Watts had baby Chase last September and a recent Facebook post from a fellow Australian athlete putting out the call, like she had many times before, for charitable donations to their Olympic dream, reminded her of what her life used to be like.
“I felt a massive sigh of relief reading it because it’s something I didn’t have to worry about anymore,” Watts, a 2014 Commonwealth Games gold medallist, said.
“You have to train so hard, put your body through the ringer, and you mentally have to put yourself through that as well preparing for an Olympics. But to also worry about where the money is coming from is really stressful.”
“I know for a fact that Boxing Australia can’t take all of their athletes to the world championships. It’s a pretty dismal situation; that you are representing your country and you have to pay your own way to a world championships.”
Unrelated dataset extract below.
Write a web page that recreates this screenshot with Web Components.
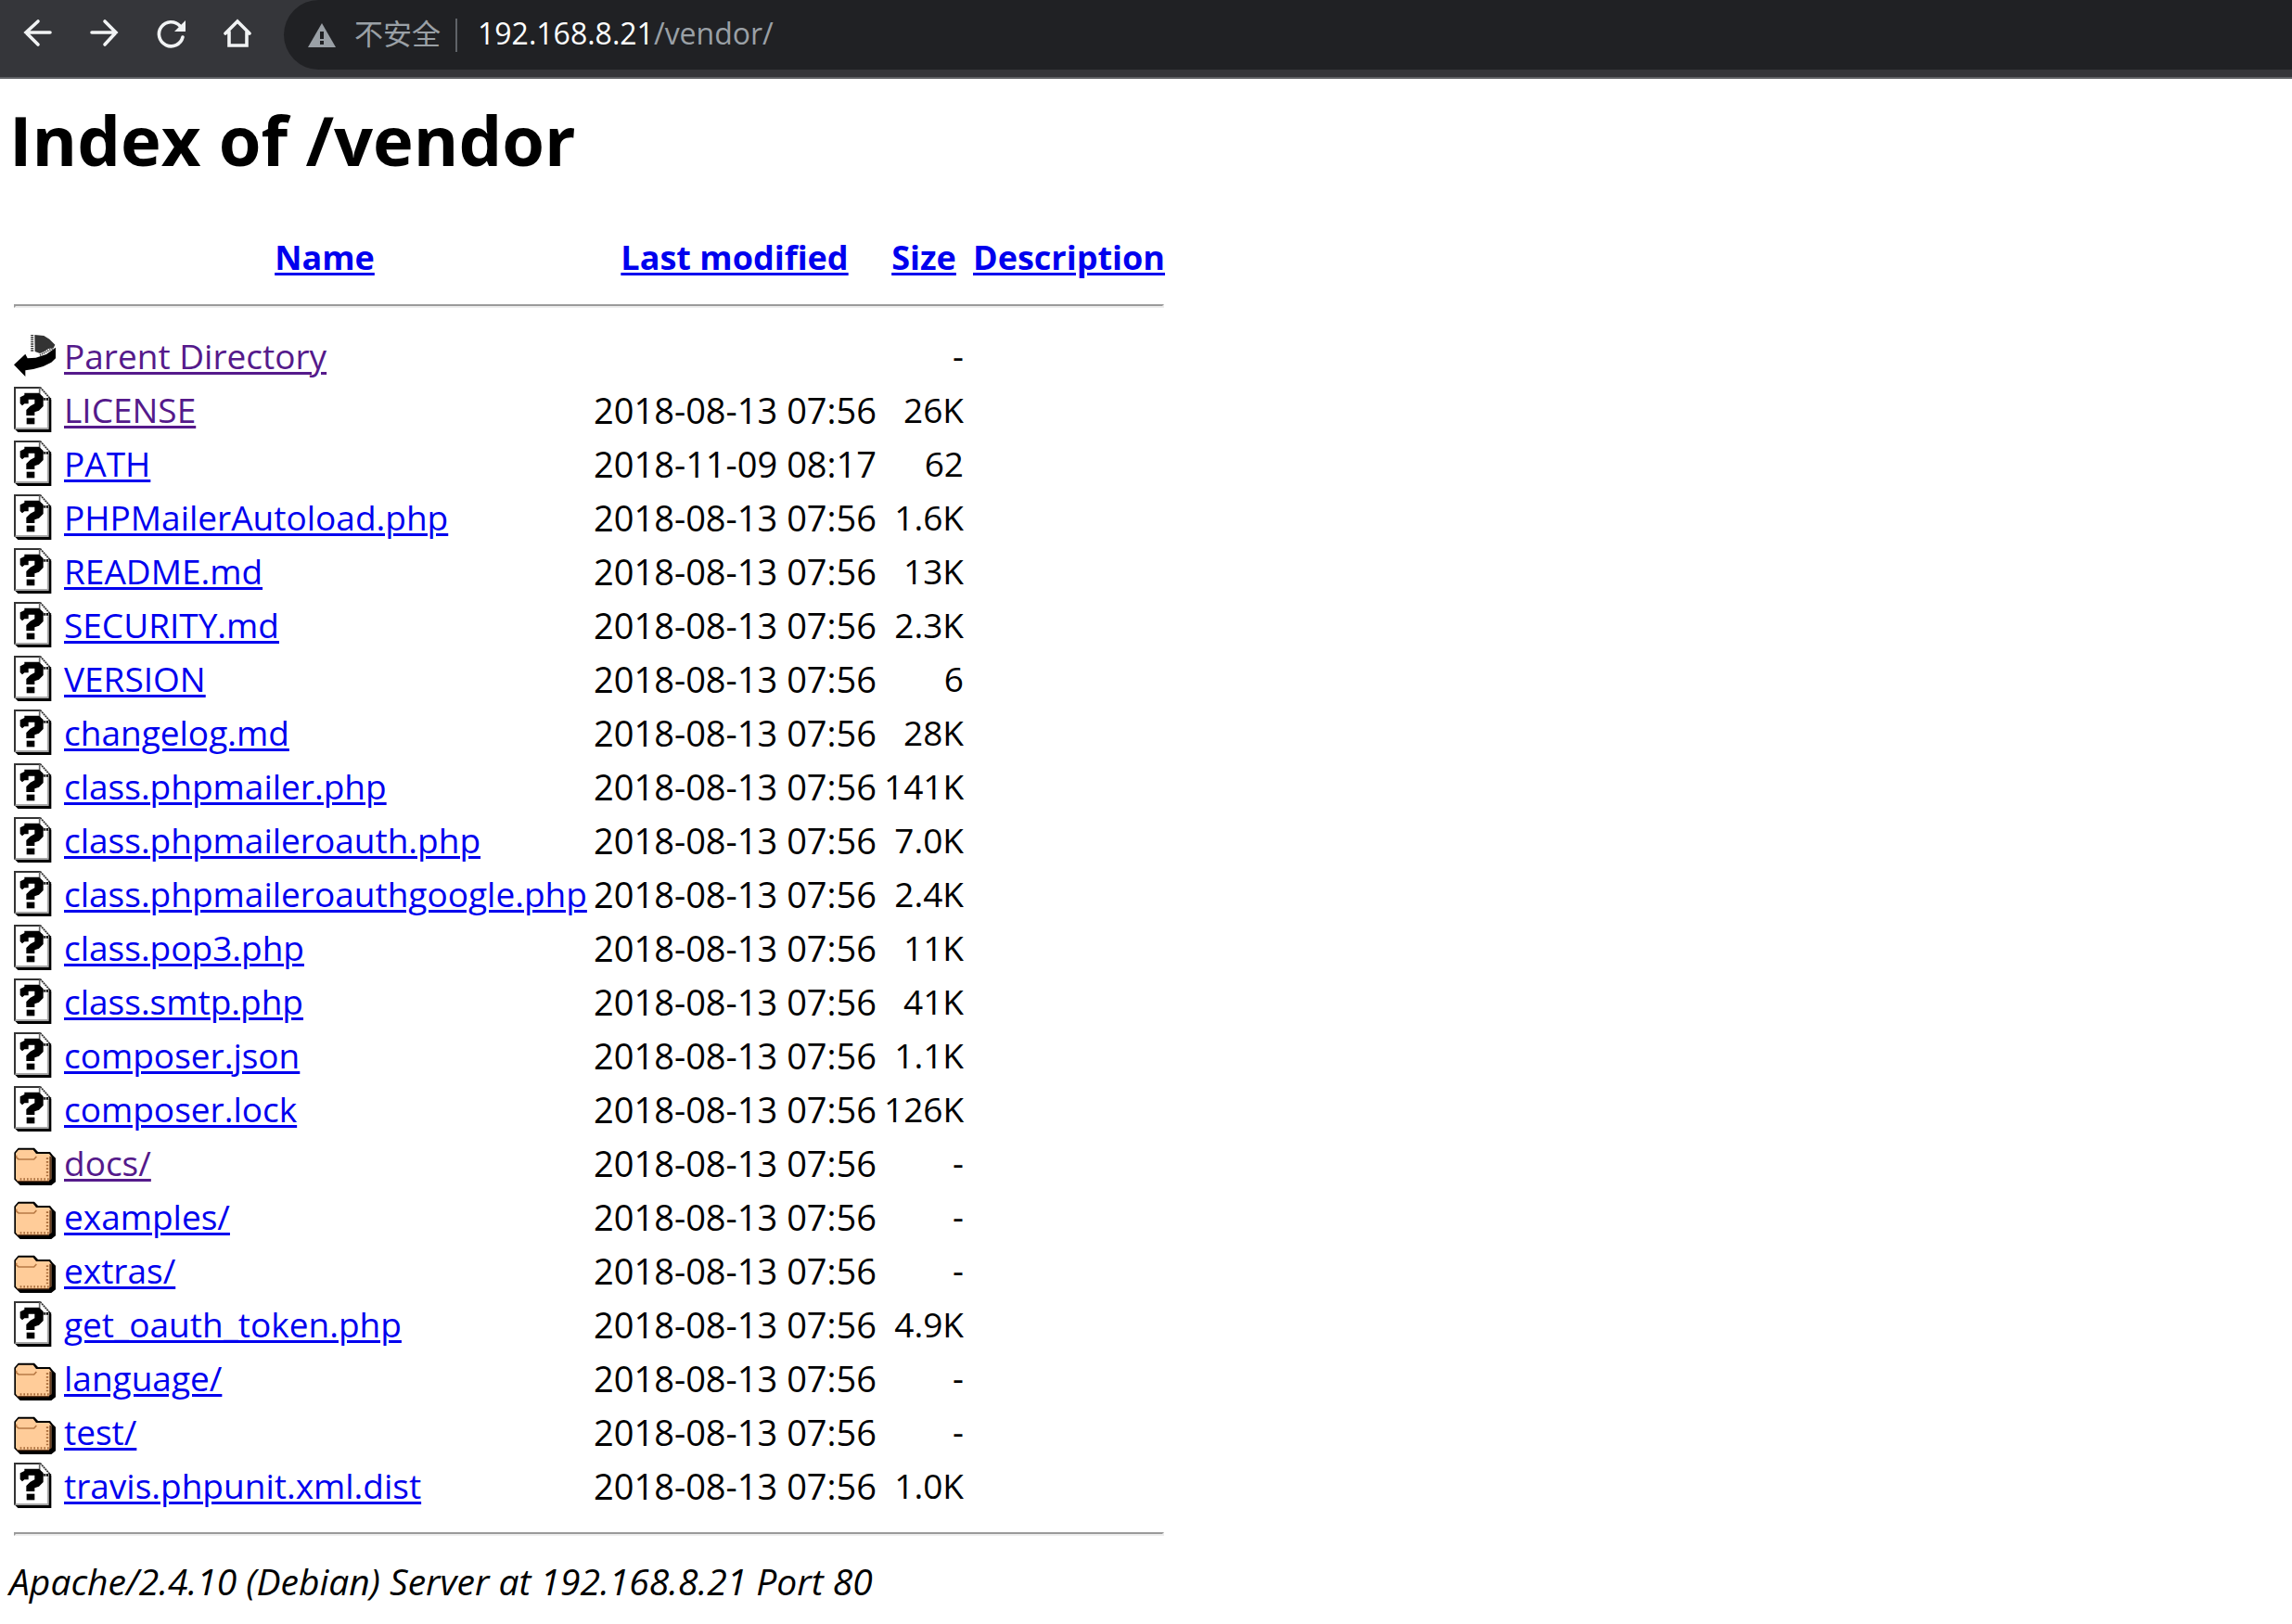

As it currently works, those athletes considered the best chance to win a medal receive more funding under the dAIS scheme.
Athletes are nominated for this funding by their national sporting organisation. If an athlete achieved a top-eight result at a recent world championship level event and is expected to maintain that level of performance, or demonstrate potential to achieve a podium result at a future world championship level event, they will be awarded the grant.
Swimmers such as Olympic champion Kyle Chalmers and world champion Ariarne Titmus have received $43,750, and $52,500 respectively from the dAIS program for the last two funding cycles heading into Tokyo.
An average of 850 athletes per year are supported by dAIS. In the last two funding cycles just over $28 million ($13,990,000 in 2018-19 and $14,303,000 in 2019-20) in dAIS funding has been granted — the annual amount to dAIS from high-performance funding is determined by the board of the Australian Sports Commission.
The Australian’s Games Over series this week has highlighted the funding plight of sports and athletes who are facing budget cuts if they don’t perform — in the Hockeyroos case they have already been informed they will lose 60 per cent of their funding because they are not forecast to win a medal in Paris 2024.
Today Watts says she is relieved to be in an Olympic year and not to be “putting her hand out constantly” to those around her. She is grateful she has the focus of a baby in her life.
While her time as an Olympian was incredibly rewarding, it is clear she is still paying for it.
“Unless you are one of those amazing athletes like say Jessica Fox or Cate Campbell — they are amazing athletes and human beings — if you are not one of them, your opportunity to get sponsors is very, very low,’’ Watts said.
In the corner of her Port Macquarie home sits a box of T-shirts. She doesn’t know what to do with them.
“I am one of less than 4000 Australians who have represented their country at an Olympic games — I had to sell T-shirts and chocolates to be able to make money to make my Olympic dreams happen,” she said.
“Financially, for many athletes, I know it feels impossible to come out of a Games not in debt.”